━━━ Given material
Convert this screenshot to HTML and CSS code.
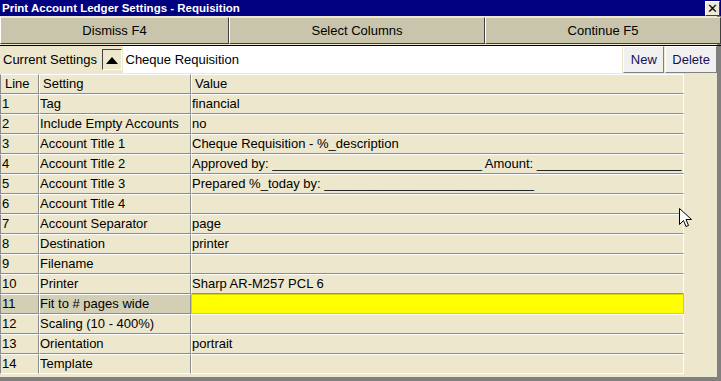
FILE: index.html
```html
<!DOCTYPE html>
<html>
<head>
<meta charset="utf-8">
<link rel="stylesheet" href="styles.css">
</head>
<body>
<div class="win">
  <div class="titlebar">
    <span class="title">Print Account Ledger Settings - Requisition</span>
    <span class="close">✕</span>
  </div>
  <div class="btnrow">
    <div class="bigbtn b1">Dismiss F4</div>
    <div class="bigbtn b2">Select Columns</div>
    <div class="bigbtn b3">Continue F5</div>
  </div>
  <div class="setrow">
    <div class="label">Current Settings</div>
    <div class="arrow"><svg width="12" height="8" viewBox="0 0 12 8"><polygon points="0,8 12,8 6,1" fill="#000"/></svg></div>
    <div class="input">Cheque Requisition</div>
    <div class="smbtn new">New</div>
    <div class="smbtn del">Delete</div>
  </div>
  <div class="gridwrap">
    <table class="grid">
      <colgroup><col class="c1"><col class="c2"><col class="c3"></colgroup>
      <thead>
        <tr><th>Line</th><th class="ind">Setting</th><th class="ind">Value</th></tr>
      </thead>
      <tbody>
        <tr><td>1</td><td>Tag</td><td>financial</td></tr>
        <tr><td>2</td><td>Include Empty Accounts</td><td>no</td></tr>
        <tr><td>3</td><td>Account Title 1</td><td>Cheque Requisition - %_description</td></tr>
        <tr><td>4</td><td>Account Title 2</td><td>Approved by: _____________________________ Amount: ____________________</td></tr>
        <tr><td>5</td><td>Account Title 3</td><td>Prepared %_today by: _____________________________</td></tr>
        <tr><td>6</td><td>Account Title 4</td><td></td></tr>
        <tr><td>7</td><td>Account Separator</td><td>page</td></tr>
        <tr><td>8</td><td>Destination</td><td>printer</td></tr>
        <tr><td>9</td><td>Filename</td><td></td></tr>
        <tr><td>10</td><td>Printer</td><td>Sharp AR-M257 PCL 6</td></tr>
        <tr class="sel"><td>11</td><td>Fit to # pages wide</td><td class="yellow"></td></tr>
        <tr><td>12</td><td>Scaling (10 - 400%)</td><td></td></tr>
        <tr><td>13</td><td>Orientation</td><td>portrait</td></tr>
        <tr><td>14</td><td>Template</td><td></td></tr>
      </tbody>
    </table>
    <svg class="cursor" width="14" height="22" viewBox="0 0 14 22"><path d="M0.5,0.5 L0.5,16.5 L4.5,12.5 L7,18.5 L9.5,17.5 L7,11.5 L12.5,11.5 Z" fill="#fff" stroke="#000" stroke-width="1"/></svg>
  </div>
</div>
</body>
</html>
```
FILE: styles.css
```css
html, body { margin: 0; padding: 0; }
body {
  width: 721px; height: 381px; overflow: hidden;
  background: #ece7cd;
  font-family: "Liberation Sans", Arial, sans-serif;
  font-size: 12px; color: #000;
}
.win {
  width: 721px; height: 381px; box-sizing: border-box;
  border-right: 4px solid #808080; border-bottom: 4px solid #808080;
  display: flex; flex-direction: column;
}
.titlebar {
  height: 16px; background: #000080; color: #fff;
  display: flex; align-items: center; justify-content: space-between;
  margin-right: -4px;
}
.title { font-weight: bold; font-size: 11.5px; padding-left: 2px; line-height: 16px; }
.close {
  width: 15px; height: 15px; background: #ece9d8; color: #000;
  font-size: 13px; line-height: 14px; text-align: center; margin-right: 1px;
  box-sizing: border-box; border: 1px solid #fff; border-right-color: #404040; border-bottom-color: #404040;
}
.btnrow { display: flex; height: 28px; margin-top: 1px; margin-right: -4px; border-bottom: 1px solid #000; }
.bigbtn {
  background: #c9c5ad; box-sizing: border-box; height: 27px;
  border-top: 1px solid #ece9d8; border-left: 1px solid #fff;
  border-right: 1px solid #404040; border-bottom: 1px solid #404040;
  display: flex; align-items: center; justify-content: center; font-size: 13px;
}
.b1 { width: 229px; }
.b2 { width: 256px; }
.b3 { flex: 1; }
.setrow { display: flex; height: 27px; align-items: stretch; }
.label {
  width: 101px; padding-left: 3px; box-sizing: border-box;
  display: flex; align-items: center; font-size: 13px;
}
.arrow {
  width: 20px; height: 21px; margin: 3px 1px 0 1px; box-sizing: border-box;
  border: 1px solid #404040; border-right-color: #fff; border-bottom-color: #fff;
  background: #ece7cd;
  display: flex; align-items: center; justify-content: center;
}
.input {
  width: 502px; background: #fff; box-sizing: border-box;
  display: flex; align-items: center; padding-left: 3px; font-size: 13px;
}
.smbtn {
  background: #f0f0f0; box-sizing: border-box; height: 27px;
  border: 1px solid #fff; border-right-color: #808080; border-bottom-color: #808080;
  display: flex; align-items: center; justify-content: center; font-size: 13px; color: #10105a;
}
.new { width: 41px; margin-left: 1px; }
.del { width: 52px; margin-left: 1px; }
.gridwrap { position: relative; flex: 1; }
.grid {
  border-collapse: separate; border-spacing: 0; table-layout: fixed;
  width: 684px; margin-top: 1px;
}
.c1 { width: 39px; }
.c2 { width: 152px; }
.c3 { width: 493px; }
.grid th, .grid td {
  height: 20px; box-sizing: border-box; padding: 0 0 1px 0;
  font-weight: normal; text-align: left; font-size: 13px;
  white-space: nowrap; overflow: hidden;
  border-left: 1px solid #fff; border-right: 1px solid #8c8c8c;
  border-top: 1px solid #fff; border-bottom: 1px solid #8c8c8c;
}
.grid td:first-child { padding-left: 1px; }
.grid th { padding-left: 3px; }
.grid th:first-child { padding-left: 4px; }
.grid td:first-child, .grid th:first-child { border-left-color: #8c8c8c; }
.grid td:last-child, .grid th:last-child { border-right-color: #fff; }
.grid tr:last-child td { border-bottom-color: #fff; }
.sel td { background: #d3cfb5; }
.sel td.yellow { background: #ffff00; border-color: #d8d800; }
.cursor { position: absolute; left: 679px; top: 135px; }
```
━━━━━━
Omit the pictures and output all of the other material exactly.

The completed task:
Convert this screenshot to HTML and CSS code.
FILE: index.html
```html
<!DOCTYPE html>
<html>
<head>
<meta charset="utf-8">
<link rel="stylesheet" href="styles.css">
</head>
<body>
<div class="win">
  <div class="titlebar">
    <span class="title">Print Account Ledger Settings - Requisition</span>
    <span class="close">✕</span>
  </div>
  <div class="btnrow">
    <div class="bigbtn b1">Dismiss F4</div>
    <div class="bigbtn b2">Select Columns</div>
    <div class="bigbtn b3">Continue F5</div>
  </div>
  <div class="setrow">
    <div class="label">Current Settings</div>
    <div class="arrow"><svg width="12" height="8" viewBox="0 0 12 8"><polygon points="0,8 12,8 6,1" fill="#000"/></svg></div>
    <div class="input">Cheque Requisition</div>
    <div class="smbtn new">New</div>
    <div class="smbtn del">Delete</div>
  </div>
  <div class="gridwrap">
    <table class="grid">
      <colgroup><col class="c1"><col class="c2"><col class="c3"></colgroup>
      <thead>
        <tr><th>Line</th><th class="ind">Setting</th><th class="ind">Value</th></tr>
      </thead>
      <tbody>
        <tr><td>1</td><td>Tag</td><td>financial</td></tr>
        <tr><td>2</td><td>Include Empty Accounts</td><td>no</td></tr>
        <tr><td>3</td><td>Account Title 1</td><td>Cheque Requisition - %_description</td></tr>
        <tr><td>4</td><td>Account Title 2</td><td>Approved by: _____________________________ Amount: ____________________</td></tr>
        <tr><td>5</td><td>Account Title 3</td><td>Prepared %_today by: _____________________________</td></tr>
        <tr><td>6</td><td>Account Title 4</td><td></td></tr>
        <tr><td>7</td><td>Account Separator</td><td>page</td></tr>
        <tr><td>8</td><td>Destination</td><td>printer</td></tr>
        <tr><td>9</td><td>Filename</td><td></td></tr>
        <tr><td>10</td><td>Printer</td><td>Sharp AR-M257 PCL 6</td></tr>
        <tr class="sel"><td>11</td><td>Fit to # pages wide</td><td class="yellow"></td></tr>
        <tr><td>12</td><td>Scaling (10 - 400%)</td><td></td></tr>
        <tr><td>13</td><td>Orientation</td><td>portrait</td></tr>
        <tr><td>14</td><td>Template</td><td></td></tr>
      </tbody>
    </table>
    <svg class="cursor" width="14" height="22" viewBox="0 0 14 22"><path d="M0.5,0.5 L0.5,16.5 L4.5,12.5 L7,18.5 L9.5,17.5 L7,11.5 L12.5,11.5 Z" fill="#fff" stroke="#000" stroke-width="1"/></svg>
  </div>
</div>
</body>
</html>
```
FILE: styles.css
```css
html, body { margin: 0; padding: 0; }
body {
  width: 721px; height: 381px; overflow: hidden;
  background: #ece7cd;
  font-family: "Liberation Sans", Arial, sans-serif;
  font-size: 12px; color: #000;
}
.win {
  width: 721px; height: 381px; box-sizing: border-box;
  border-right: 4px solid #808080; border-bottom: 4px solid #808080;
  display: flex; flex-direction: column;
}
.titlebar {
  height: 16px; background: #000080; color: #fff;
  display: flex; align-items: center; justify-content: space-between;
  margin-right: -4px;
}
.title { font-weight: bold; font-size: 11.5px; padding-left: 2px; line-height: 16px; }
.close {
  width: 15px; height: 15px; background: #ece9d8; color: #000;
  font-size: 13px; line-height: 14px; text-align: center; margin-right: 1px;
  box-sizing: border-box; border: 1px solid #fff; border-right-color: #404040; border-bottom-color: #404040;
}
.btnrow { display: flex; height: 28px; margin-top: 1px; margin-right: -4px; border-bottom: 1px solid #000; }
.bigbtn {
  background: #c9c5ad; box-sizing: border-box; height: 27px;
  border-top: 1px solid #ece9d8; border-left: 1px solid #fff;
  border-right: 1px solid #404040; border-bottom: 1px solid #404040;
  display: flex; align-items: center; justify-content: center; font-size: 13px;
}
.b1 { width: 229px; }
.b2 { width: 256px; }
.b3 { flex: 1; }
.setrow { display: flex; height: 27px; align-items: stretch; }
.label {
  width: 101px; padding-left: 3px; box-sizing: border-box;
  display: flex; align-items: center; font-size: 13px;
}
.arrow {
  width: 20px; height: 21px; margin: 3px 1px 0 1px; box-sizing: border-box;
  border: 1px solid #404040; border-right-color: #fff; border-bottom-color: #fff;
  background: #ece7cd;
  display: flex; align-items: center; justify-content: center;
}
.input {
  width: 502px; background: #fff; box-sizing: border-box;
  display: flex; align-items: center; padding-left: 3px; font-size: 13px;
}
.smbtn {
  background: #f0f0f0; box-sizing: border-box; height: 27px;
  border: 1px solid #fff; border-right-color: #808080; border-bottom-color: #808080;
  display: flex; align-items: center; justify-content: center; font-size: 13px; color: #10105a;
}
.new { width: 41px; margin-left: 1px; }
.del { width: 52px; margin-left: 1px; }
.gridwrap { position: relative; flex: 1; }
.grid {
  border-collapse: separate; border-spacing: 0; table-layout: fixed;
  width: 684px; margin-top: 1px;
}
.c1 { width: 39px; }
.c2 { width: 152px; }
.c3 { width: 493px; }
.grid th, .grid td {
  height: 20px; box-sizing: border-box; padding: 0 0 1px 0;
  font-weight: normal; text-align: left; font-size: 13px;
  white-space: nowrap; overflow: hidden;
  border-left: 1px solid #fff; border-right: 1px solid #8c8c8c;
  border-top: 1px solid #fff; border-bottom: 1px solid #8c8c8c;
}
.grid td:first-child { padding-left: 1px; }
.grid th { padding-left: 3px; }
.grid th:first-child { padding-left: 4px; }
.grid td:first-child, .grid th:first-child { border-left-color: #8c8c8c; }
.grid td:last-child, .grid th:last-child { border-right-color: #fff; }
.grid tr:last-child td { border-bottom-color: #fff; }
.sel td { background: #d3cfb5; }
.sel td.yellow { background: #ffff00; border-color: #d8d800; }
.cursor { position: absolute; left: 679px; top: 135px; }
```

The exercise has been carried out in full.